__TASK OBJECTIVE__:
From the entries that follow, extract each line holding the string "styles".
Begin INFORMATION PROVIDED
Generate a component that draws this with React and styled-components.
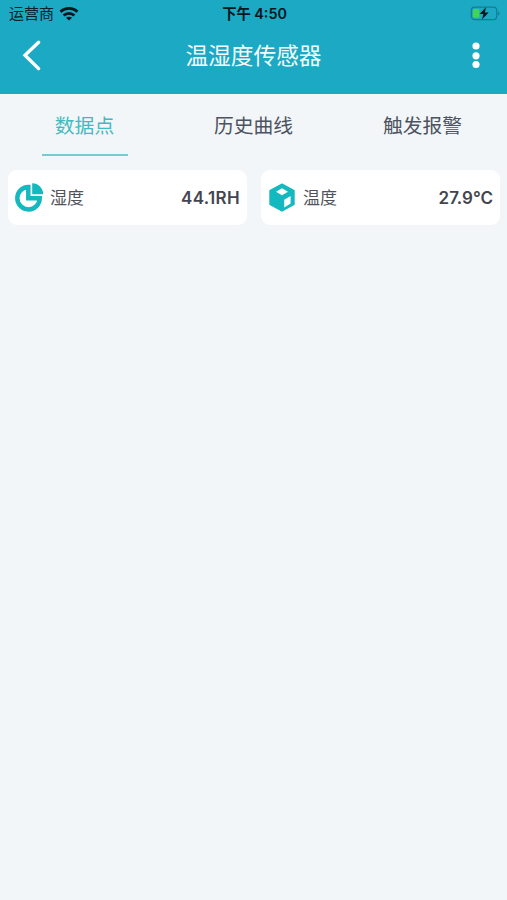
End INFORMATION PROVIDED
Begin INFORMATION PROVIDED
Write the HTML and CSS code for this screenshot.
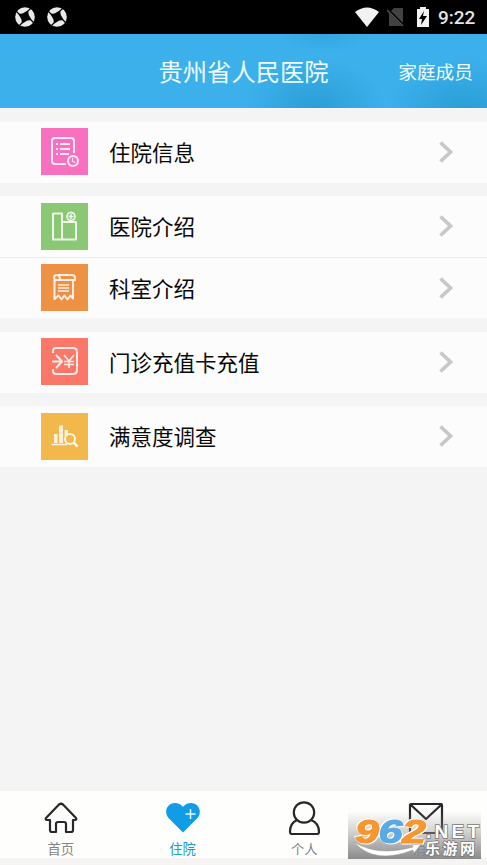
End INFORMATION PROVIDED
Begin INFORMATION PROVIDED
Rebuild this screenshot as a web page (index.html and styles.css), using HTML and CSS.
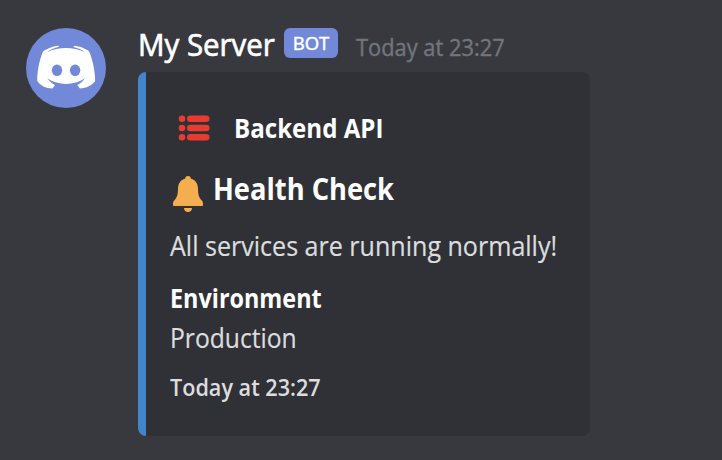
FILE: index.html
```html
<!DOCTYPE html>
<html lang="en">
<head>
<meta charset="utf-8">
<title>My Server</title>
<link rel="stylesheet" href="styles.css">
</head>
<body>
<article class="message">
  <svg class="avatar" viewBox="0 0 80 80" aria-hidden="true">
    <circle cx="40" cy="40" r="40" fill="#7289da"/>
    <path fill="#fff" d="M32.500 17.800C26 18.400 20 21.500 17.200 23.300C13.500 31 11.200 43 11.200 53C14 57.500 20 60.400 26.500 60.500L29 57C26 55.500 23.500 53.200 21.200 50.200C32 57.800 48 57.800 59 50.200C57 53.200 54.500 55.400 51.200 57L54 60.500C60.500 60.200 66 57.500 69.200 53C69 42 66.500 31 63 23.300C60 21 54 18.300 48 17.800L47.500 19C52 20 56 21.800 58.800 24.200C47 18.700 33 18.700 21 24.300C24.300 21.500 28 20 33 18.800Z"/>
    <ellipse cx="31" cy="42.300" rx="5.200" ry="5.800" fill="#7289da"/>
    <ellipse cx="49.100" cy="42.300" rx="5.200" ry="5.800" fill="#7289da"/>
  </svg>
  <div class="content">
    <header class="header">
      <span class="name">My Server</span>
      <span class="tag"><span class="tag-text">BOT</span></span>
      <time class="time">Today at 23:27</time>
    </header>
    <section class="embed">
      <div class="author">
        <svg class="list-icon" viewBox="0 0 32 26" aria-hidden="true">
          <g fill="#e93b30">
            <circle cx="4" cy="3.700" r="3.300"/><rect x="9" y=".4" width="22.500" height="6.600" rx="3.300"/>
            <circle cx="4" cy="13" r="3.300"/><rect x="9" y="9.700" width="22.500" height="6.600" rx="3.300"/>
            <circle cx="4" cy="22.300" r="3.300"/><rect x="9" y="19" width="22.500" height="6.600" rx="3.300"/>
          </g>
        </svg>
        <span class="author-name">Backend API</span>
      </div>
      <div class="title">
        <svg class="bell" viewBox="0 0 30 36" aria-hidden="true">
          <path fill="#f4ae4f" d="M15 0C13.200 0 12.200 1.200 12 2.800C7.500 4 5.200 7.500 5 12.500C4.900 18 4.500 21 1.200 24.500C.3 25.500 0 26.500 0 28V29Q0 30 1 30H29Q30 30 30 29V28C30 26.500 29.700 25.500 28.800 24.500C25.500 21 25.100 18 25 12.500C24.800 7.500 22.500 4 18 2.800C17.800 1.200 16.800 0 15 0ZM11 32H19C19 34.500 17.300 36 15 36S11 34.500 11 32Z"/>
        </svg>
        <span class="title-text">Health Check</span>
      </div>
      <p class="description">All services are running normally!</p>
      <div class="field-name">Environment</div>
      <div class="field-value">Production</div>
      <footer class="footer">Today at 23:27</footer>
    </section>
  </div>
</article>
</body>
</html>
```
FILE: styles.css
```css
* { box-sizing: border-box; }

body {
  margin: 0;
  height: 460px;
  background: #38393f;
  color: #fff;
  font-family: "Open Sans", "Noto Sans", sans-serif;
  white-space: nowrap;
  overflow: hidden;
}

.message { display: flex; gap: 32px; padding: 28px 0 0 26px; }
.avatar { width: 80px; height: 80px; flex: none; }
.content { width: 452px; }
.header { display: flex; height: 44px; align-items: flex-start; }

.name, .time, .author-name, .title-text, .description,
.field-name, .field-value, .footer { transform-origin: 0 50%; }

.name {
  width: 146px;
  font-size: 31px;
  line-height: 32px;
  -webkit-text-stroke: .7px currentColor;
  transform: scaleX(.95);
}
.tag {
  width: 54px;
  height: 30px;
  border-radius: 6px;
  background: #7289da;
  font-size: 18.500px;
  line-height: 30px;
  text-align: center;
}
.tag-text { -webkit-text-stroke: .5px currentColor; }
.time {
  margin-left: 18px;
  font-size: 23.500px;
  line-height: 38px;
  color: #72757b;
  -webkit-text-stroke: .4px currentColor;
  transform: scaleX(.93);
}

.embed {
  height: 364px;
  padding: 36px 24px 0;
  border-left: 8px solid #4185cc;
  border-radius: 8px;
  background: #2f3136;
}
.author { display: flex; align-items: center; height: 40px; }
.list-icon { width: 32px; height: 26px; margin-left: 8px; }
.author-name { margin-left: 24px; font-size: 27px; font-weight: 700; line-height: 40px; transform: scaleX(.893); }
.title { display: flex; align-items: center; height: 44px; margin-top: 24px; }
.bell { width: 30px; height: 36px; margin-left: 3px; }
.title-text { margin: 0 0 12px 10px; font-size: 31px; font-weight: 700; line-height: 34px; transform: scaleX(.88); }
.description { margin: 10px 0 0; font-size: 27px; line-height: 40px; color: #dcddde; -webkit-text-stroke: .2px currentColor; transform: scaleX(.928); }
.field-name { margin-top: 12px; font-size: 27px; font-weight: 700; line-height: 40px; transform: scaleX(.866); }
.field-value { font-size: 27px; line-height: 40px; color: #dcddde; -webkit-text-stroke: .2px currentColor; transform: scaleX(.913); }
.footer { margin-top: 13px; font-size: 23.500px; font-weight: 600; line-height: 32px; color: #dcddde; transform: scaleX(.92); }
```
End INFORMATION PROVIDED
__REPLY TO THE EXERCISE__:
Rebuild this screenshot as a web page (index.html and styles.css), using HTML and CSS.
<link rel="stylesheet" href="styles.css">
FILE: styles.css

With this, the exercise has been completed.